Die alte Unibibliothek direkt neben der Stadtautobahn prägt seit fast 60 Jahren das Marburger Stadtbild. Der "Silberwürfel" galt jedoch seit Jahren schon als dringend sanierungsbedürftig und nicht mehr zeitgemäß. Als Teil des "Campus Firmanei" baute die Uni schließlich eine komplett neue Bibliothek in der Innenstadt. Der Bau wurde 2018 eröffnet und kostete 120 Millionen Euro, getragen aus Landesmitteln. Der viergeschossige Bau schlängelt sich nun vergleichsweise dezent durch die Stadt zwischen Elisabethkirche und Altem Botanischen Garten.

Die neue Universitätsbibliothek vor der Elisabethkirche.
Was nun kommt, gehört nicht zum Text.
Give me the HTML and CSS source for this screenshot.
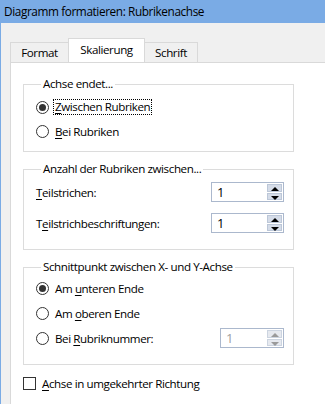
FILE: index.html
```html
<!DOCTYPE html>
<html lang="de">
<head>
  <meta charset="UTF-8" />
  <title>Diagramm formatieren: Rubrikenachse</title>
  <link rel="stylesheet" href="styles.css">
</head>
<body>
  <div class="titlebar">Diagramm formatieren: Rubrikenachse</div>

  <div class="dialog">
    <div class="tabs">
      <div class="tab">Format</div>
      <div class="tab active">Skalierung</div>
      <div class="tab">Schrift</div>
    </div>

    <div class="panel">
      <fieldset class="group g1">
        <legend>Achse endet...</legend>
        <div class="row">
          <span class="radio checked"></span>
          <span class="focus"><u>Z</u>wischen Rubriken</span>
        </div>
        <div class="row">
          <span class="radio"></span>
          <span><u>B</u>ei Rubriken</span>
        </div>
      </fieldset>

      <fieldset class="group g2">
        <legend>Anzahl der Rubriken zwischen...</legend>
        <div class="row field">
          <span class="lbl"><u>T</u>eilstrichen:</span>
          <div class="spin">
            <span class="val">1</span>
            <div class="btns"><span class="up"></span><span class="down"></span></div>
          </div>
        </div>
        <div class="row field second">
          <span class="lbl">T<u>e</u>ilstrichbeschriftungen:</span>
          <div class="spin">
            <span class="val">1</span>
            <div class="btns"><span class="up"></span><span class="down"></span></div>
          </div>
        </div>
      </fieldset>

      <fieldset class="group g3">
        <legend>Schnittpunkt zwischen X- und Y-Achse</legend>
        <div class="row">
          <span class="radio checked"></span>
          <span>Am <u>u</u>nteren Ende</span>
        </div>
        <div class="row">
          <span class="radio"></span>
          <span>Am <u>o</u>beren Ende</span>
        </div>
        <div class="row field">
          <span class="radio"></span>
          <span class="lbl">Bei <u>R</u>ubriknummer:</span>
          <div class="spin small disabled">
            <span class="val">1</span>
            <div class="btns"><span class="up"></span><span class="down"></span></div>
          </div>
        </div>
      </fieldset>

      <div class="row check">
        <span class="box"></span>
        <span><u>A</u>chse in umgekehrter Richtung</span>
      </div>
    </div>
  </div>
</body>
</html>
```

FILE: styles.css
```css
html, body {
  margin: 0;
  padding: 0;
  height: 100%;
}
body {
  font-family: "Open Sans", "Noto Sans", sans-serif;
  font-size: 11.6px;
  letter-spacing: -0.4px;
  color: #000;
  background: #f0f0f0;
  border-left: 1px solid #7aabe5;
  overflow: hidden;
}
u {
  text-decoration: underline;
  text-underline-offset: 2px;
}
.titlebar {
  height: 23px;
  line-height: 23px;
  background: #7aabe5;
  padding-left: 3px;
  font-size: 11.8px;
  white-space: nowrap;
}
.dialog {
  padding: 16px 0 0 9px;
}
.tabs {
  display: flex;
  align-items: flex-end;
  height: 23px;
  position: relative;
  z-index: 1;
}
.tab {
  height: 19px;
  line-height: 19px;
  border: 1px solid #d9d9d9;
  border-bottom: none;
  background: #f0f0f0;
  padding: 0 9px;
  text-align: center;
}
.tab:first-child {
  width: 39px;
}
.tab.active {
  height: 23px;
  line-height: 22px;
  background: #fff;
  width: 57px;
  margin: 0 -1px;
  position: relative;
  z-index: 2;
}
.tab:last-child {
  width: 34px;
}
.panel {
  background: #fff;
  border: 1px solid #d9d9d9;
  border-right: none;
  padding: 13px 0 0 12px;
  height: 330px;
}
.group {
  margin: 0;
  padding: 0 0 0 12px;
  width: 257px;
  border: 1px solid #dcdcdc;
}
.group legend {
  padding: 0 2px;
  margin-left: 5px;
  line-height: 16px;
  white-space: nowrap;
}
.g1 {
  padding-top: 3px;
  padding-bottom: 8px;
}
.g2 {
  margin-top: 9px;
  padding-top: 3px;
  padding-bottom: 14px;
}
.g3 {
  margin-top: 9px;
  padding-top: 1px;
  padding-bottom: 14px;
}
.row {
  display: flex;
  align-items: center;
  height: 24px;
  white-space: nowrap;
}
.g3 .row + .row {
  margin-top: 1px;
}
.field .lbl {
  flex: 1;
}
.second {
  margin-top: 7px;
}
.radio {
  width: 11px;
  height: 11px;
  border: 1px solid #333;
  border-radius: 50%;
  margin-right: 6px;
  position: relative;
  flex: none;
}
.radio.checked::after {
  content: "";
  position: absolute;
  left: 2px;
  top: 2px;
  width: 7px;
  height: 7px;
  border-radius: 50%;
  background: #333;
}
.focus {
  outline: 1px dotted #000;
  outline-offset: 0;
  padding: 0 1px;
  margin-left: -1px;
  line-height: 14px;
}
.spin {
  display: flex;
  width: 71px;
  height: 18px;
  border: 1px solid #abb8cd;
  margin-right: 9px;
  background: #fff;
}
.spin .val {
  flex: 1;
  padding-left: 5px;
  line-height: 18px;
  font-size: 13px;
}
.spin .btns {
  width: 15px;
  display: flex;
  flex-direction: column;
  gap: 1px;
  padding: 1px 1px 1px 0;
}
.btns span {
  flex: 1;
  background: #d5dce8;
  border: 1px solid #bcc7d8;
  position: relative;
}
.btns span::after {
  content: "";
  position: absolute;
  left: 3px;
  width: 0;
  height: 0;
  border-left: 4px solid transparent;
  border-right: 4px solid transparent;
}
.btns .up::after {
  top: 2px;
  border-bottom: 4px solid #000;
}
.btns .down::after {
  top: 2px;
  border-top: 4px solid #000;
}
.spin.small {
  width: 62px;
}
.spin.disabled .val {
  color: #a0a0a0;
}
.spin.disabled .btns span {
  background: #e6e9ef;
  border-color: #ccd4e0;
}
.spin.disabled .up::after {
  border-bottom-color: #9a9a9a;
}
.spin.disabled .down::after {
  border-top-color: #9a9a9a;
}
.check {
  margin-top: 6px;
}
.box {
  width: 11px;
  height: 11px;
  border: 1px solid #333;
  margin-right: 6px;
  flex: none;
}
```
Die alte Unibibliothek stand nach dem Umzug zunächst einige Zeit leer. Inzwischen dient sie aber als eine Art Außenlager für Altbestände der Frankfurter Unibibliothek.

Lahnberge

Der Campus Lahnberge hoch im Wald oberhalb der Stadt ist in Marburg Dauerthema. Der Campus entstand bereits in den 1960er und 1970er Jahren. Die sogenannten Systembauten galten damals als bahnbrechende Architektur, heute stellen sie die Uni vor große Herausforderungen.

Die Hochschule sieht "erhebliche Baumängel und eine problematische Energiebilanz" bei den Gebäuden und plante vor rund 15 Jahren eigentlich einen großflächigen Abriss, um den Campus komplett neu zu gestalten. Das wurde so wie geplant allerdings nicht genehmigt - aufgrund des Denkmalschutzes. Auf dem Campus entstanden dennoch mehrere neue Forschungsgebäude, weitere sind geplant.

Über die inzwischen zum Teil leerstehenden brutalistischen Gebäude wird derweil weiterhin diskutiert. Besonders die Zukunft der Alten Chemie und des Hörsaalgebäudes mit seinem charakteristischen Pagodendach ist ungewiss.

Mensa

Die ebenfalls in den 1960ern gebaute Mensa am Erlenring ist ein Herzstück im Alltag vieler Marburger Studierender. Auch sie gilt als sanierungsbedürftig. Eigentlich sollte es damit schon 2024 losgehen, nun soll der Baustart im Jahr 2025 sein.

Menschen vor der Mensa

Mindestens ein Jahr lang werden Studierende dann nicht in der Mensa essen können, möglicherweise wird es aber Alternativen in einem Zelt geben.

Kugelhaus

Das um 1500 gebaute ehemalige Klostergebäude hat nicht nur eine sehr lange Geschichte, sondern auch eine sehr prominente Lage in Marburg am Rand der Oberstadt. Seit vor einigen Jahren die Ethnographische Sammlung der Uni aus dem Sandsteinbau auszog, hat die Uni allerdings keine Verwendung mehr dafür.

altes Haus

Weil die Stadt Marburg aber Interesse hat, das Kugelhaus in Zukunft zum Beispiel als Wohnraum nutzbar zu machen, gab sie eine Machbarkeitsstudie in Auftrag. Die Studie ergab 2022 durchaus Potenzial für eine Umnutzung. Allerdings wurden auch stellenweise starker Pilzbefall und zentimeterbreite Risse festgestellt. Trotzdem kündigte die Stadt an, in Erwerbsverhandlungen mit Uni und Land Hessen gehen zu wollen. Konkrete Umbaupläne sind bisher nicht bekannt.

Savigny-Haus

Das Savigny-Haus liegt schräg gegenüber dem nun vom Einsturz betroffenen Landgrafenhaus und ist das Hauptgebäude des Fachbereichs Rechtswissenschaften. Seit Jahren wird über eine umfangreiche Sanierung diskutiert, bei der das 60 Jahre alte Gebäude komplett entkernt werden soll. Jedoch wurde der Baustart mehrfach verschoben.

Nach aktuellem Stand sollen die Arbeiten nun im kommenden Jahr beginnen und drei Jahre dauern. Die Jura-Bibliothek und die Büros der Mitarbeiter des Fachbereichs sollen währenddessen in die alte Unibibliothek ziehen.